What you will do →
Pull every line that holds the word "components" from the entries.

******************************

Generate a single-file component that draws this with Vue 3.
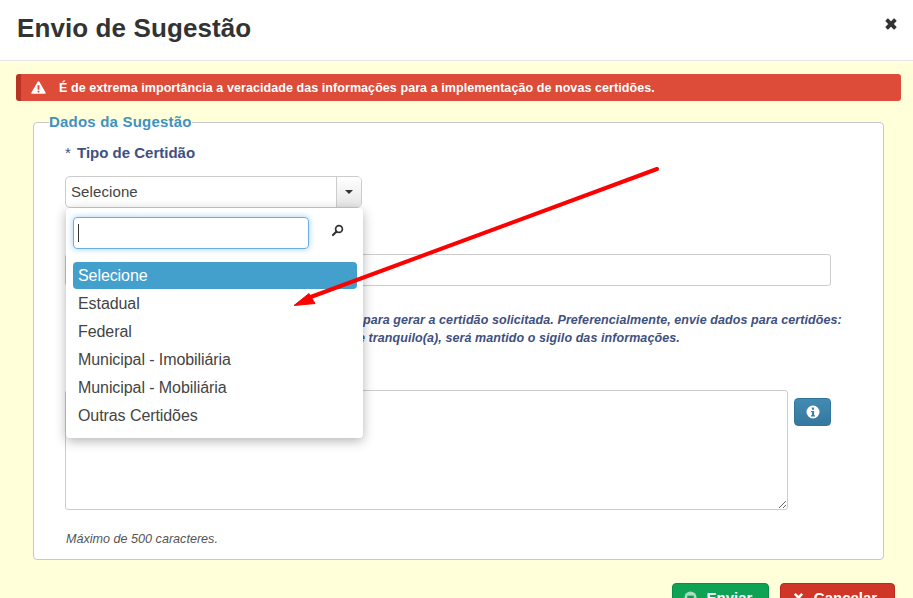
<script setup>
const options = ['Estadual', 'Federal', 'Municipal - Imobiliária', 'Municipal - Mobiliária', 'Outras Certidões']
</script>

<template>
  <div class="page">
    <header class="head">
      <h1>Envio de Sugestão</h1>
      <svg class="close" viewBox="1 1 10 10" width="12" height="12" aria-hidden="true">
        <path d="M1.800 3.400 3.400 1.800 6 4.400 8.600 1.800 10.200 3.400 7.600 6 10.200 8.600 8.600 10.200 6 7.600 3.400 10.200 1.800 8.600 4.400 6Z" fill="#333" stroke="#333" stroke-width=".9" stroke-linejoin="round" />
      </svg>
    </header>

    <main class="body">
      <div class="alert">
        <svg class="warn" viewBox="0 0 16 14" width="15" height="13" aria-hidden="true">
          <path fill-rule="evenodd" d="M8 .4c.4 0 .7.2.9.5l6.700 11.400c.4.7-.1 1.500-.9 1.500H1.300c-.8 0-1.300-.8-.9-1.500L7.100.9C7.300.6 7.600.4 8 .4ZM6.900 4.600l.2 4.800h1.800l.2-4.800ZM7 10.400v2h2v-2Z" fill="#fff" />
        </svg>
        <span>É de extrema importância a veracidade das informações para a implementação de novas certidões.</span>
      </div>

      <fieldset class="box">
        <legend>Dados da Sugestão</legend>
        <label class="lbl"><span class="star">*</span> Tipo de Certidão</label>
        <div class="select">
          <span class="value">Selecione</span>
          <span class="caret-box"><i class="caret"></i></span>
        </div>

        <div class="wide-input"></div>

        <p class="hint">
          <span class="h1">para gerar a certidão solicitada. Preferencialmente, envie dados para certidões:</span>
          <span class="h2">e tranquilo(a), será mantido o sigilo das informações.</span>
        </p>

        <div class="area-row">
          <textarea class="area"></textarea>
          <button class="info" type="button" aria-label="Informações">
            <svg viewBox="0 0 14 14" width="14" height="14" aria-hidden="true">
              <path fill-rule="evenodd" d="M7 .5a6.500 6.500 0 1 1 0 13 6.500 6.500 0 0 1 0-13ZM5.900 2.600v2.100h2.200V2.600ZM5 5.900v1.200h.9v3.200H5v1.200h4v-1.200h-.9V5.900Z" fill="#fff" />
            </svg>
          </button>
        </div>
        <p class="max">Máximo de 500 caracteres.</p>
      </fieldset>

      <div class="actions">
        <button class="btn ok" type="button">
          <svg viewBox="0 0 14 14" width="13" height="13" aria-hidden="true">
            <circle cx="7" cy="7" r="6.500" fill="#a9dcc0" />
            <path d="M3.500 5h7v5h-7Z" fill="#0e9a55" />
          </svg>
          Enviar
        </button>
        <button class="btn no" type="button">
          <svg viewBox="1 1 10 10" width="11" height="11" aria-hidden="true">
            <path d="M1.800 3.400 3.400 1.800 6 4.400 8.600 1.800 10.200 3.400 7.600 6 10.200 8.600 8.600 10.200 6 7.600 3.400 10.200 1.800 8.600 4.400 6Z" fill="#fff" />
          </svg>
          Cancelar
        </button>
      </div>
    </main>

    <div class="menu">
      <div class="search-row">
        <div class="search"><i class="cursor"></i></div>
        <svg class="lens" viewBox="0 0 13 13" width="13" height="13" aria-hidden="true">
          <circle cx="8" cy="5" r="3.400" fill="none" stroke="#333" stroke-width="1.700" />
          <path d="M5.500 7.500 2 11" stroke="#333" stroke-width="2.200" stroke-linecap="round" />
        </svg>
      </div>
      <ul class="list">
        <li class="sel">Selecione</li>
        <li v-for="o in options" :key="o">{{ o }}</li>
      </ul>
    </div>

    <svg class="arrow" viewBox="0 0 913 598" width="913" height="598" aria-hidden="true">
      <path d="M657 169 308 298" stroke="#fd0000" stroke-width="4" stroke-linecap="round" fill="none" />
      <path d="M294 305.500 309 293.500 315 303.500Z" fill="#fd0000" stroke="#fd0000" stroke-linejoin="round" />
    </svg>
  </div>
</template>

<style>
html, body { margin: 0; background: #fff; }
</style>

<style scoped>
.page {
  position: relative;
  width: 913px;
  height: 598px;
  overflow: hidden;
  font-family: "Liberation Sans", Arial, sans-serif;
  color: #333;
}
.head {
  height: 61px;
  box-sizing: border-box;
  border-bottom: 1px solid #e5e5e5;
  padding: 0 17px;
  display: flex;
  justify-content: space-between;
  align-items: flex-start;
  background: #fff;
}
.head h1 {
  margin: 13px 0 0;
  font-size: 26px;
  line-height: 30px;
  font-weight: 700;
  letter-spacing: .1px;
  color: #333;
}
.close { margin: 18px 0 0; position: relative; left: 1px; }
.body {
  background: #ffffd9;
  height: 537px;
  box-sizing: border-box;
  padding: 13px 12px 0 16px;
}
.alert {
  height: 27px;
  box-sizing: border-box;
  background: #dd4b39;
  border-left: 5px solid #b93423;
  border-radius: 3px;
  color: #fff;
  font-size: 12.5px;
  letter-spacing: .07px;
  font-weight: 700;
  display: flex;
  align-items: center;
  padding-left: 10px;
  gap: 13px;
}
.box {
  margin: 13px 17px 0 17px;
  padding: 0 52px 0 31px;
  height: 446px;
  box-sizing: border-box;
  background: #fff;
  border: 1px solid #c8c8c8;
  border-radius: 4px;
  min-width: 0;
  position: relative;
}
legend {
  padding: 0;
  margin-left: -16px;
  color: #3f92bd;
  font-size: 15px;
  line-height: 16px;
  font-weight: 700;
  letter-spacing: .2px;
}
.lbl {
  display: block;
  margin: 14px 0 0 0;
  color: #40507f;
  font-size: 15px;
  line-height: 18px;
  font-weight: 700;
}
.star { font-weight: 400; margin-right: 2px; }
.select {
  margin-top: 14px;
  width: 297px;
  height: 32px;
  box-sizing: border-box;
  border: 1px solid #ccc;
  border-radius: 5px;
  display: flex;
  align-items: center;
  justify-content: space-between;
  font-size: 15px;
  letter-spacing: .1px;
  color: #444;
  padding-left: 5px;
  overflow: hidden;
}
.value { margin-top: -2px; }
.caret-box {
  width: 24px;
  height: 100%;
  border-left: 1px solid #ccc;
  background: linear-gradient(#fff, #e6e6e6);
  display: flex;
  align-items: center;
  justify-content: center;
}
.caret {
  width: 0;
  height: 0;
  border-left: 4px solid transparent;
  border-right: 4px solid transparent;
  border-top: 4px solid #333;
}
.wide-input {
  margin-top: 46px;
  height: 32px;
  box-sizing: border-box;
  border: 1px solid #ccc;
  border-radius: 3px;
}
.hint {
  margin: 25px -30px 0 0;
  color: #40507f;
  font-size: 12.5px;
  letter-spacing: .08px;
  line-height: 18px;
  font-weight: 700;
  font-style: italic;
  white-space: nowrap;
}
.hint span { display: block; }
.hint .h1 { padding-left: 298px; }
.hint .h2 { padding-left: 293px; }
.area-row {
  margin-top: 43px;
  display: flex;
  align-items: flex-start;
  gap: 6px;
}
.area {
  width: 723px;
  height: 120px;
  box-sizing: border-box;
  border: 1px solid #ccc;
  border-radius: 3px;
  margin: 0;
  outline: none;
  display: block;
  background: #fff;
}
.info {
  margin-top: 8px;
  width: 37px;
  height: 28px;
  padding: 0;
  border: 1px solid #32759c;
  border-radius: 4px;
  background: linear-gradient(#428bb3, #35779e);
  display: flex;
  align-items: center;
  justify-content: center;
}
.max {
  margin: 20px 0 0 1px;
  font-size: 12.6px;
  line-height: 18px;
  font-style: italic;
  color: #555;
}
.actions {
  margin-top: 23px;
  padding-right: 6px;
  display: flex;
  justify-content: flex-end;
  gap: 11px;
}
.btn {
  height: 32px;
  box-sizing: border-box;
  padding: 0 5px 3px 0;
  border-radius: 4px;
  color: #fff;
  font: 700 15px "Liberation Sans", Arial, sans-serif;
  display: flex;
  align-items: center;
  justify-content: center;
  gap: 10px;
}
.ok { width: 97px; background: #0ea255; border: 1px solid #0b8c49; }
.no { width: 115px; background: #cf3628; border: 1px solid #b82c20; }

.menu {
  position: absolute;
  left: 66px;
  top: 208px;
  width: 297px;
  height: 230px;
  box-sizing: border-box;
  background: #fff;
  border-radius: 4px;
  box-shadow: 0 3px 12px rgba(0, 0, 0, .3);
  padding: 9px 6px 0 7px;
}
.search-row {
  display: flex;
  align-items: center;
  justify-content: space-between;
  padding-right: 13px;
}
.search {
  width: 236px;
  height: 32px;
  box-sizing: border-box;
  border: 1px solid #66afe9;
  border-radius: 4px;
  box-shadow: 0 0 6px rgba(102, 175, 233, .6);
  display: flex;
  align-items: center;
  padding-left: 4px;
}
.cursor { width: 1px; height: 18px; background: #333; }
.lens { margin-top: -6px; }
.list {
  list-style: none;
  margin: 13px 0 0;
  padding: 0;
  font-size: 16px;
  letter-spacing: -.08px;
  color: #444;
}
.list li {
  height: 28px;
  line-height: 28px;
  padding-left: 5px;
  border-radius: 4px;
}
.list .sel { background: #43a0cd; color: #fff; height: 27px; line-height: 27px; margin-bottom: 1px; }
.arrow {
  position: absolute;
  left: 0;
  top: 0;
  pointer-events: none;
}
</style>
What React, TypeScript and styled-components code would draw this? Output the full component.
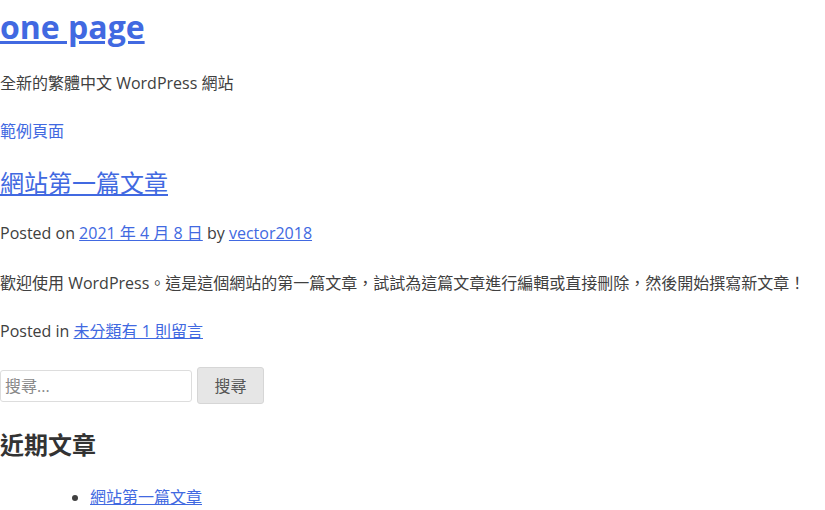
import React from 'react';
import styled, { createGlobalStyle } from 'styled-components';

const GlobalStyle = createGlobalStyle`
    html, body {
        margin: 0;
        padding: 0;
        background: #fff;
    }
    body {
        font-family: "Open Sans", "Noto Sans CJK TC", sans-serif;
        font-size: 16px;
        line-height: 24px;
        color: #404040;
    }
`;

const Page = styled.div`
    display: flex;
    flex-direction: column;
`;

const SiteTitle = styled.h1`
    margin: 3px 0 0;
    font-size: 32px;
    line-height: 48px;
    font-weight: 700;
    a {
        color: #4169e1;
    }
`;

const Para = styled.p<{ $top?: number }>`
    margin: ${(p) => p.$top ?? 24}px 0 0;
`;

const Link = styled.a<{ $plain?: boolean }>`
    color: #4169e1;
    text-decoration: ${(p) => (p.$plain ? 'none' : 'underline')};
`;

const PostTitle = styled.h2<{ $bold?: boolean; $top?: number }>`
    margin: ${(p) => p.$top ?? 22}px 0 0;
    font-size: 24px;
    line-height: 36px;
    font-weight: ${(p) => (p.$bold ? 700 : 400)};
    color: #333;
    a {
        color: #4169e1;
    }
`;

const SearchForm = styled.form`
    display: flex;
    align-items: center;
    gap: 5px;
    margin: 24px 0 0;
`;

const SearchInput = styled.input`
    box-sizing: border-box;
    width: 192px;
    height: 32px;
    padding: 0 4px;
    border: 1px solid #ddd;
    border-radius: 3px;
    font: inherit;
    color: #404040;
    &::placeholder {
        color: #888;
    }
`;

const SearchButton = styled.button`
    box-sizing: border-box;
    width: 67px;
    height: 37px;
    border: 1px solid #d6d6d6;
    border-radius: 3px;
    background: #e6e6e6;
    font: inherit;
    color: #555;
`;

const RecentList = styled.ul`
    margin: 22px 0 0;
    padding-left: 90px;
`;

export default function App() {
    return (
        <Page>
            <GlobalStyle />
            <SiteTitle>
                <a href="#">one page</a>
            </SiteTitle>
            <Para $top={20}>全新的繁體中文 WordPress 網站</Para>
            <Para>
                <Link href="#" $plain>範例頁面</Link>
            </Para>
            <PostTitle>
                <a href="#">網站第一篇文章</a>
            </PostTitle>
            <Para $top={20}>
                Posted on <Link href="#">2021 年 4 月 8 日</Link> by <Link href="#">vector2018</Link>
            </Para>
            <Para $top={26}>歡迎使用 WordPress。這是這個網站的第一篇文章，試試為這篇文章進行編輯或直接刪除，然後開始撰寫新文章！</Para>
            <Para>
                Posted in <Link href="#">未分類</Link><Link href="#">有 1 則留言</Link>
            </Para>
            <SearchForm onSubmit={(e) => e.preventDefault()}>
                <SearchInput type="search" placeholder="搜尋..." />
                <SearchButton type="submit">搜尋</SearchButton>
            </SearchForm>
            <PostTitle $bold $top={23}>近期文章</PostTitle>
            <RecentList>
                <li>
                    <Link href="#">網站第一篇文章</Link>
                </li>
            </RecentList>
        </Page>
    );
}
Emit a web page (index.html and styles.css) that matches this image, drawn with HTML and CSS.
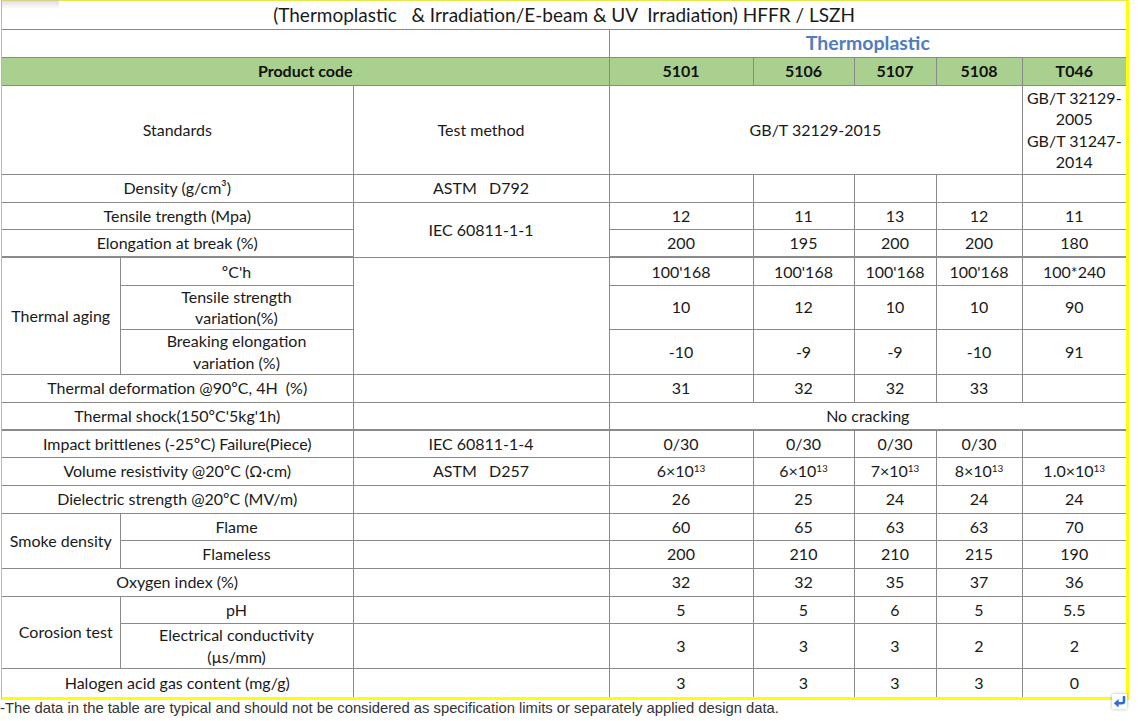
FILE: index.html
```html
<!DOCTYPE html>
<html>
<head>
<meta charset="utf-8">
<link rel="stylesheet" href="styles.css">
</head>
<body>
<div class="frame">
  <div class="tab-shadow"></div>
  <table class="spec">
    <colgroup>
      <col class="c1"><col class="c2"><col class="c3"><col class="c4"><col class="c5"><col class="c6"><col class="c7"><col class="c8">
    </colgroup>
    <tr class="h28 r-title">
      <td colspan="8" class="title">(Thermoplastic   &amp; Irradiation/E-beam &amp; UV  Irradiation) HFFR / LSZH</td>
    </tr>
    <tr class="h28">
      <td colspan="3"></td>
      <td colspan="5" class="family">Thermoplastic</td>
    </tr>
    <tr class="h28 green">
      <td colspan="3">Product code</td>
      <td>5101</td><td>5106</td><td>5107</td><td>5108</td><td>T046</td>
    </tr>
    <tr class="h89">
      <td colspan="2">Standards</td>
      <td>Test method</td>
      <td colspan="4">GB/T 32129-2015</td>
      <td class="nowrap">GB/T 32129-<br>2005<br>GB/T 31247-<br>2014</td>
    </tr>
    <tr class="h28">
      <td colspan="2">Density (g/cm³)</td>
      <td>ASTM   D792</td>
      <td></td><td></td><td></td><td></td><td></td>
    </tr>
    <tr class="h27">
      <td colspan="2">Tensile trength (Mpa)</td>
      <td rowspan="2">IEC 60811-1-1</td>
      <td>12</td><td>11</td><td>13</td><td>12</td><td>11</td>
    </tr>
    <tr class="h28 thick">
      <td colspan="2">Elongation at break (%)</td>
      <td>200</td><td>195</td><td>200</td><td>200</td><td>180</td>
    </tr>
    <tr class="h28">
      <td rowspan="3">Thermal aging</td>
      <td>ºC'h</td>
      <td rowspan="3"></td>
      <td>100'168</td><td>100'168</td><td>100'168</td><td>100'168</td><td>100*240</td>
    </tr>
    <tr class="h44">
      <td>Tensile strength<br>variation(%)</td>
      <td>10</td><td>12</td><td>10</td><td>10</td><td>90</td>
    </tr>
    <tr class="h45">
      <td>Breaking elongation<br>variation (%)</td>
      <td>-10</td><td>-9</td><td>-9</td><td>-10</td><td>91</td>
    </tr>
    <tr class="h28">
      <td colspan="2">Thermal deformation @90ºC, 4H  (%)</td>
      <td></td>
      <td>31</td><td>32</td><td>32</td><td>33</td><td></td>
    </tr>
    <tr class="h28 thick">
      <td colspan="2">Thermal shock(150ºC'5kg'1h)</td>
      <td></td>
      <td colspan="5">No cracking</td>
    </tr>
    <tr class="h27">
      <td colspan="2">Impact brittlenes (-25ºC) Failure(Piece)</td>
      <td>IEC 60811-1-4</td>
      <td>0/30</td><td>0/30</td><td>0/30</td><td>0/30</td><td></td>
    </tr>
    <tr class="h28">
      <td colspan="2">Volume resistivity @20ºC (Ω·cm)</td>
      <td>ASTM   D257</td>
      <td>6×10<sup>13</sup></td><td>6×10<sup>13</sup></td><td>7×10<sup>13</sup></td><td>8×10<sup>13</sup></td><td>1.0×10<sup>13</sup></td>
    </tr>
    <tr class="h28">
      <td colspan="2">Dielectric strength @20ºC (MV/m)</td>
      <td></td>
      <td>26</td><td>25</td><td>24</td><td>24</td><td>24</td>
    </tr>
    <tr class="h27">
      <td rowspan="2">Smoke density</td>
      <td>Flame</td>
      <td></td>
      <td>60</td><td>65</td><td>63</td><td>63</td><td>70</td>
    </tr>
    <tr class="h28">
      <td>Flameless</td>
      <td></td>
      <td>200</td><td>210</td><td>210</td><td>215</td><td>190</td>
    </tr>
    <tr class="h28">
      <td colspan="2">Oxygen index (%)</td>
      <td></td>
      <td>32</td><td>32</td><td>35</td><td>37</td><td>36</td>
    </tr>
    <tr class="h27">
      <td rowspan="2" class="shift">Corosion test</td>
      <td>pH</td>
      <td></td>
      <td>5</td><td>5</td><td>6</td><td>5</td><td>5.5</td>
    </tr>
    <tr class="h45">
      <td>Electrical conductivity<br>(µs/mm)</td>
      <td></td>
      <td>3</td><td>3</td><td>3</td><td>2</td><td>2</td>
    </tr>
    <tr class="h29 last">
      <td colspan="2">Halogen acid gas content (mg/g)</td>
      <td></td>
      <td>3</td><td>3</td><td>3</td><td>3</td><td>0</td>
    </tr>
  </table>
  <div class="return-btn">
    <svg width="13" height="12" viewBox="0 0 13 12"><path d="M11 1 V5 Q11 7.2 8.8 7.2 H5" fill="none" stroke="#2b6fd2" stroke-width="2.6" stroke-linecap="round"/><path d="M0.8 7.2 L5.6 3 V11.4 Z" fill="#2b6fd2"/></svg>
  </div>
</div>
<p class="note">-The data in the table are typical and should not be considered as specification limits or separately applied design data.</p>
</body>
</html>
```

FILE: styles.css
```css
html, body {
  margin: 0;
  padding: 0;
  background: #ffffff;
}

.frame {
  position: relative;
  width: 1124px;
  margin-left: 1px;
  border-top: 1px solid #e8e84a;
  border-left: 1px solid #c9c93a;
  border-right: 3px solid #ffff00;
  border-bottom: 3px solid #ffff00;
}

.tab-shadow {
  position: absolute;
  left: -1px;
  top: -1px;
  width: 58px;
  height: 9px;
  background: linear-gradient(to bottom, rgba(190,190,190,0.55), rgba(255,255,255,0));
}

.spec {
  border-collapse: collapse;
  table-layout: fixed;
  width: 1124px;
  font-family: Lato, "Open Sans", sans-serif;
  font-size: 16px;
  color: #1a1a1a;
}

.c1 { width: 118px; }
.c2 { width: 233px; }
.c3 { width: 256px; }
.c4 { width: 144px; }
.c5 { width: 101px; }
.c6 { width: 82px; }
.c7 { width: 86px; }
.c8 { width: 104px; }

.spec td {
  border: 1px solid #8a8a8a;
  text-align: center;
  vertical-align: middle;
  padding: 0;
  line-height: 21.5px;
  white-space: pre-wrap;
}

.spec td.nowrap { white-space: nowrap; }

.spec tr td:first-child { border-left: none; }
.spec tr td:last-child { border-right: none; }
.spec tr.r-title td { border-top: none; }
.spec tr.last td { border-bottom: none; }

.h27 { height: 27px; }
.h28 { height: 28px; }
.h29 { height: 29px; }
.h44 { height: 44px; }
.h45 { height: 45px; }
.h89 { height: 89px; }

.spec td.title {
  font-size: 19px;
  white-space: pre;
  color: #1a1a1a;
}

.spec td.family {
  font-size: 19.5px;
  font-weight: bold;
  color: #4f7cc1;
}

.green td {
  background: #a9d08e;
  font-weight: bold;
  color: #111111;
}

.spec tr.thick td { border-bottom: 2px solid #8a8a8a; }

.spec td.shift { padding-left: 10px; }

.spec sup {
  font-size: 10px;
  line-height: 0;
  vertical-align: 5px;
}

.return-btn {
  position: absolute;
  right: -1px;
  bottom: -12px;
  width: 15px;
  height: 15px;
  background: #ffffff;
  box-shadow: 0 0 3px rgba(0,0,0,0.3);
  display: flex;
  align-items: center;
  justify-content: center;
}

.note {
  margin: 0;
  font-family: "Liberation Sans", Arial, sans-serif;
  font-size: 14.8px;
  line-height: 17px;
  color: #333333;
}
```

******************************

Exercise solution →
What React, TypeScript and styled-components code would draw this? Output the full component.
import styled, { createGlobalStyle } from 'styled-components';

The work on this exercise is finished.